REQUEST »
In the listing that follows, retype every line from the first through the one containing "const columns = [212, 171, 209, 126, 83];". Pictures are to be left out.

SUPPLIED INFORMATION »
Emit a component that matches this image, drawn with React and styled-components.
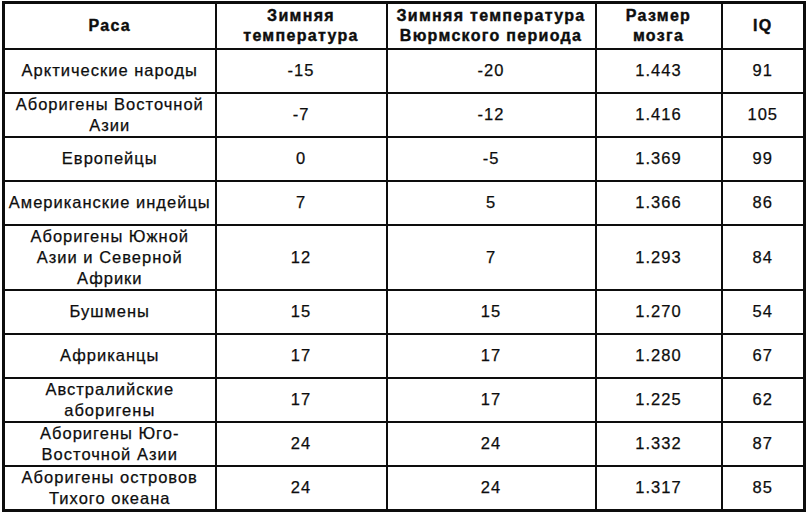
import React from 'react';
import styled, { createGlobalStyle } from 'styled-components';

const GlobalStyle = createGlobalStyle`
  html, body {
    margin: 0;
    padding: 0;
    background: #fff;
  }
  body {
    font-family: "Liberation Sans", Arial, sans-serif;
    color: #0d0d0d;
  }
`;

const Page = styled.div`
  width: 806px;
  height: 515px;
  padding: 1px 2px 0 2px;
  box-sizing: border-box;
  overflow: hidden;
`;

const Table = styled.table`
  width: 801px;
  table-layout: fixed;
  border-collapse: collapse;
  border: 3px solid #0d0d0d;
`;

const HeadRow = styled.tr`
  height: 46px;
`;

const Row = styled.tr`
  height: ${props => (props.tall ? '65px' : '44px')};
`;

const HeadCell = styled.th`
  border: 2px solid #0d0d0d;
  padding: 0 2px;
  font-size: 16px;
  font-weight: 700;
  line-height: 20px;
  letter-spacing: 1.3px;
  text-align: center;
  vertical-align: middle;
  -webkit-text-stroke: 0.4px #0d0d0d;
  white-space: nowrap;
`;

const Cell = styled.td`
  border: 2px solid #0d0d0d;
  padding: 0 2px;
  font-size: 16.5px;
  line-height: 21px;
  letter-spacing: 1px;
  text-align: center;
  vertical-align: middle;
  -webkit-text-stroke: 0.25px #0d0d0d;
  white-space: nowrap;
`;

const columns = [212, 171, 209, 126, 83];

const rows = [
  { race: ['Арктические народы'], winter: '-15', wurm: '-20', brain: '1.443', iq: '91' },
  { race: ['Аборигены Восточной', 'Азии'], winter: '-7', wurm: '-12', brain: '1.416', iq: '105' },
  { race: ['Европейцы'], winter: '0', wurm: '-5', brain: '1.369', iq: '99' },
  { race: ['Американские индейцы'], winter: '7', wurm: '5', brain: '1.366', iq: '86' },
  { race: ['Аборигены Южной', 'Азии и Северной', 'Африки'], winter: '12', wurm: '7', brain: '1.293', iq: '84' },
  { race: ['Бушмены'], winter: '15', wurm: '15', brain: '1.270', iq: '54' },
  { race: ['Африканцы'], winter: '17', wurm: '17', brain: '1.280', iq: '67' },
  { race: ['Австралийские', 'аборигены'], winter: '17', wurm: '17', brain: '1.225', iq: '62' },
  { race: ['Аборигены Юго-', 'Восточной Азии'], winter: '24', wurm: '24', brain: '1.332', iq: '87' },
  { race: ['Аборигены островов', 'Тихого океана'], winter: '24', wurm: '24', brain: '1.317', iq: '85' },
];

const Lines = ({ lines }) =>
  lines.map((line, i) => (
    <React.Fragment key={i}>
      {i > 0 && <br />}
      {line}
    </React.Fragment>
  ));

const App = () => (
  <Page>
    <GlobalStyle />
    <Table>
      <colgroup>
        {columns.map((w, i) => (
          <col key={i} style={{ width: w }} />
        ))}
      </colgroup>
      <thead>
        <HeadRow>
          <HeadCell>Раса</HeadCell>
          <HeadCell>
            <Lines lines={['Зимняя', 'температура']} />
          </HeadCell>
          <HeadCell>
            <Lines lines={['Зимняя температура', 'Вюрмского периода']} />
          </HeadCell>
          <HeadCell>
            <Lines lines={['Размер', 'мозга']} />
          </HeadCell>
          <HeadCell>IQ</HeadCell>
        </HeadRow>
      </thead>
      <tbody>
        {rows.map((row, i) => (
          <Row key={i} tall={row.race.length > 2}>
            <Cell>
              <Lines lines={row.race} />
            </Cell>
            <Cell>{row.winter}</Cell>
            <Cell>{row.wurm}</Cell>
            <Cell>{row.brain}</Cell>
            <Cell>{row.iq}</Cell>
          </Row>
        ))}
      </tbody>
    </Table>
  </Page>
);

export default App;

RESULT FOR THIS EXERCISE »
Emit a component that matches this image, drawn with React and styled-components.
import React from 'react';
import styled, { createGlobalStyle } from 'styled-components';

const GlobalStyle = createGlobalStyle`
  html, body {
    margin: 0;
    padding: 0;
    background: #fff;
  }
  body {
    font-family: "Liberation Sans", Arial, sans-serif;
    color: #0d0d0d;
  }
`;

const Page = styled.div`
  width: 806px;
  height: 515px;
  padding: 1px 2px 0 2px;
  box-sizing: border-box;
  overflow: hidden;
`;

const Table = styled.table`
  width: 801px;
  table-layout: fixed;
  border-collapse: collapse;
  border: 3px solid #0d0d0d;
`;

const HeadRow = styled.tr`
  height: 46px;
`;

const Row = styled.tr`
  height: ${props => (props.tall ? '65px' : '44px')};
`;

const HeadCell = styled.th`
  border: 2px solid #0d0d0d;
  padding: 0 2px;
  font-size: 16px;
  font-weight: 700;
  line-height: 20px;
  letter-spacing: 1.3px;
  text-align: center;
  vertical-align: middle;
  -webkit-text-stroke: 0.4px #0d0d0d;
  white-space: nowrap;
`;

const Cell = styled.td`
  border: 2px solid #0d0d0d;
  padding: 0 2px;
  font-size: 16.5px;
  line-height: 21px;
  letter-spacing: 1px;
  text-align: center;
  vertical-align: middle;
  -webkit-text-stroke: 0.25px #0d0d0d;
  white-space: nowrap;
`;

const columns = [212, 171, 209, 126, 83];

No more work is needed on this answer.